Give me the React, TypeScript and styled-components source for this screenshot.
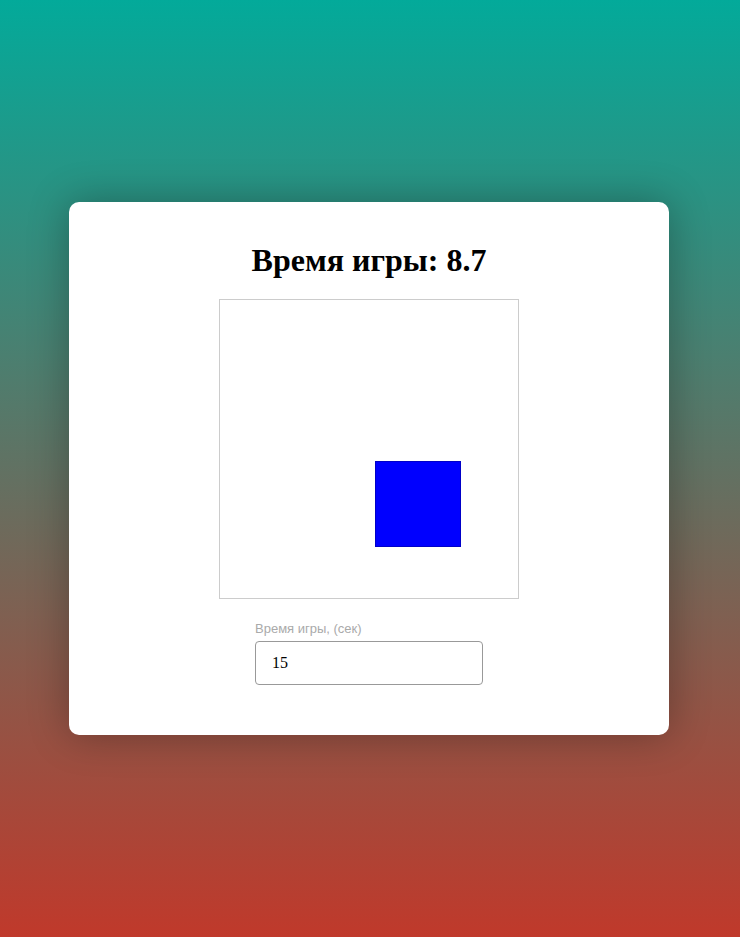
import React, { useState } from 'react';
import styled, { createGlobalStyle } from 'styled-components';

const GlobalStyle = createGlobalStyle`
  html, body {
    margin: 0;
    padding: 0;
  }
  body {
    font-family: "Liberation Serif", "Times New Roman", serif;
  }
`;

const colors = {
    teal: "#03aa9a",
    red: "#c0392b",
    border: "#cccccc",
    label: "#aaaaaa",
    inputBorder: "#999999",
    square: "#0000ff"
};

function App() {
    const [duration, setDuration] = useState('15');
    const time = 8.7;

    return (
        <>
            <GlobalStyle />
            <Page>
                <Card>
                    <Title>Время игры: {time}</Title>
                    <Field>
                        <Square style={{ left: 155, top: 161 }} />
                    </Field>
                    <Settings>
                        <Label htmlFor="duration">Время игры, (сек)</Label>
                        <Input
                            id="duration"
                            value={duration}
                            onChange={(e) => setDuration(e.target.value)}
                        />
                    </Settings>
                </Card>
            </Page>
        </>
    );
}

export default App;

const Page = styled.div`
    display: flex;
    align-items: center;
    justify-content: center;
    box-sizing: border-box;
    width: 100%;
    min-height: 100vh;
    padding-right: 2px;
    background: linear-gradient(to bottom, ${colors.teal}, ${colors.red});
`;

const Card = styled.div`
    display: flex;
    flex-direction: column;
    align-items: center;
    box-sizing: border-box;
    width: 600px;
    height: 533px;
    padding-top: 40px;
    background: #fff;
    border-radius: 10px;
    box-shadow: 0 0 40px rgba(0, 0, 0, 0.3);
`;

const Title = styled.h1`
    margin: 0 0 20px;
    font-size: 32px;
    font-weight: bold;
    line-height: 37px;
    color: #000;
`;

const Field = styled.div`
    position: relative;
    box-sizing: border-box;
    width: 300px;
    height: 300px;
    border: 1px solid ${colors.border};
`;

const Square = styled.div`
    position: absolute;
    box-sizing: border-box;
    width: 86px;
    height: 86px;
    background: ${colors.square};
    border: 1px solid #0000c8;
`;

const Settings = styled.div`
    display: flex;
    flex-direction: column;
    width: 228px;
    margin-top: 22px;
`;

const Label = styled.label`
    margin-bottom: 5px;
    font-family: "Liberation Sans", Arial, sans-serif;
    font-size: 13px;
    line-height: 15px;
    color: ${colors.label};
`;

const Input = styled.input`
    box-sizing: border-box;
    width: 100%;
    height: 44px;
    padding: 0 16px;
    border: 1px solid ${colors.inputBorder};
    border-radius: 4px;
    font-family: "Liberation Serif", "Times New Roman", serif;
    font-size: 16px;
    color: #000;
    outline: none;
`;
....
▶ What you are asked to do:
Exactly as written, please give again the lines from the beginning of the listing through the line containing "const time = 8.7;", inclusive, without any pictures.

▶ Exercise answer:
Give me the React, TypeScript and styled-components source for this screenshot.
import React, { useState } from 'react';
import styled, { createGlobalStyle } from 'styled-components';

const GlobalStyle = createGlobalStyle`
  html, body {
    margin: 0;
    padding: 0;
  }
  body {
    font-family: "Liberation Serif", "Times New Roman", serif;
  }
`;

const colors = {
    teal: "#03aa9a",
    red: "#c0392b",
    border: "#cccccc",
    label: "#aaaaaa",
    inputBorder: "#999999",
    square: "#0000ff"
};

function App() {
    const [duration, setDuration] = useState('15');
    const time = 8.7;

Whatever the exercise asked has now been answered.